Abstract
Humans naturally perceive the similarity between different objects. Humans are especially sensitive to facial similarity and it has been suggested that individuals seek partners with similar facial attributes. The goal of this work is to place facial similarity on a solid computational footing by developing algorithms which map measured facial features to metric spaces that conform to human notions of facial similarity.

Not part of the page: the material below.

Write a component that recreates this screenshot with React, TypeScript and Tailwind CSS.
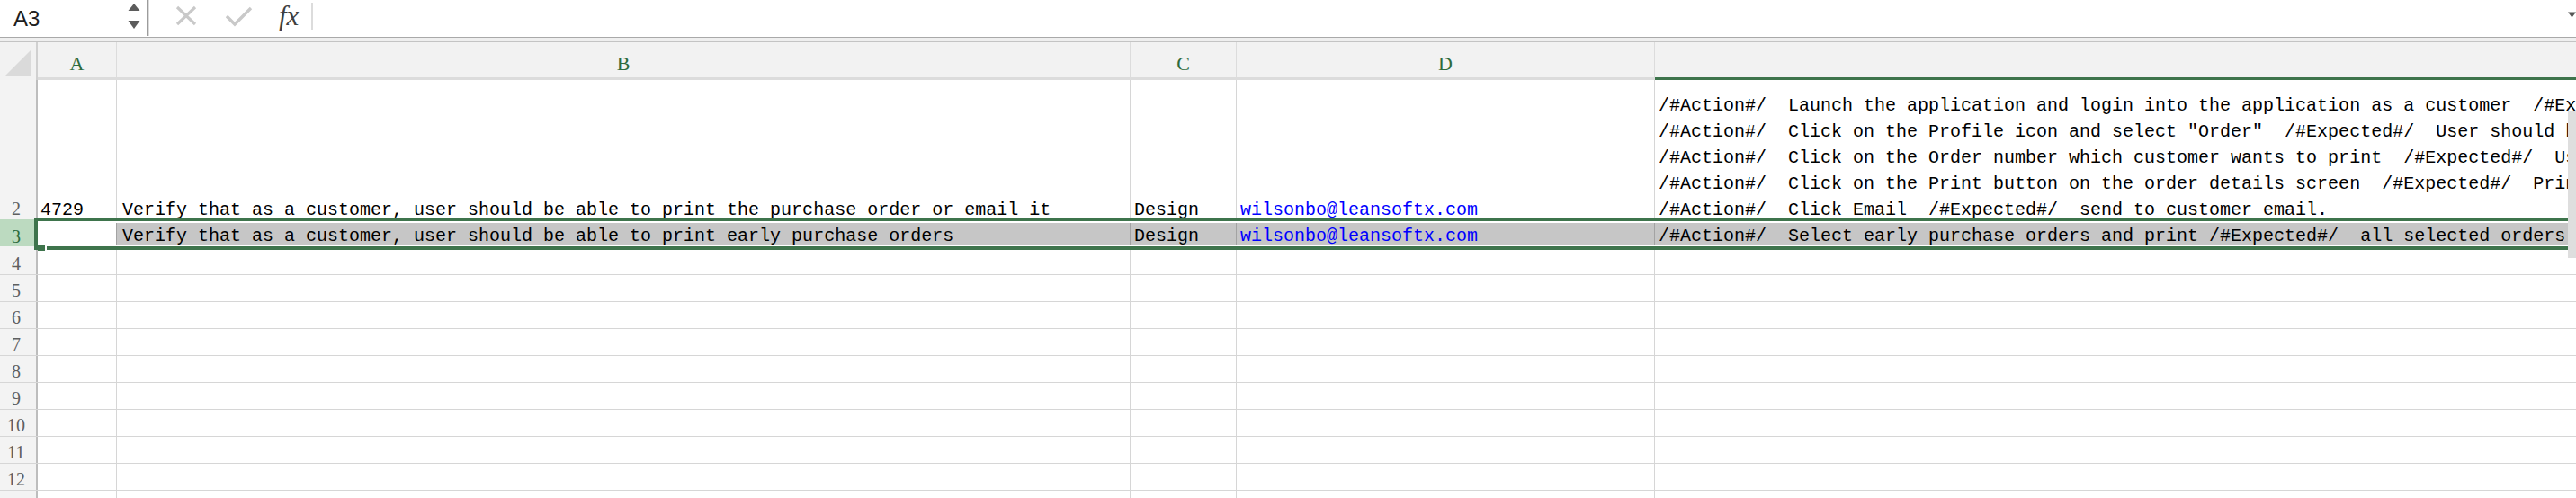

While there is a vast literature devoted to facial recognition, judging facial similarity is a more subtle and difficult topic and presents numerous challenges. One challenge is obtaining a large number of reliable facial similarity judgments with which to learn an appropriate metric space for faces. We compare the efficiency of several different similarity rating techniques using both information theoretical analysis and synthetic simulations based on subject data. Using these analyses we are able to identify the most promising rating method. Another challenge is developing objective approaches for measuring facial similarity, and acquiring data-sets which can supplement similarity information obtained from human ratings. For this purpose, we utilize a variety of data-sets, including facial morphs and sets of images of the same person under different poses and lighting conditions. Finally, we outline a computational framework which automatically maps measurements on faces into a new space which conforms to notions of facial similarity. Our system exhibits a surprising ability to generalize similarity information learned from different data-sets and the perceptual maps show significant improvement over baseline techniques in predicting human similarity judgments.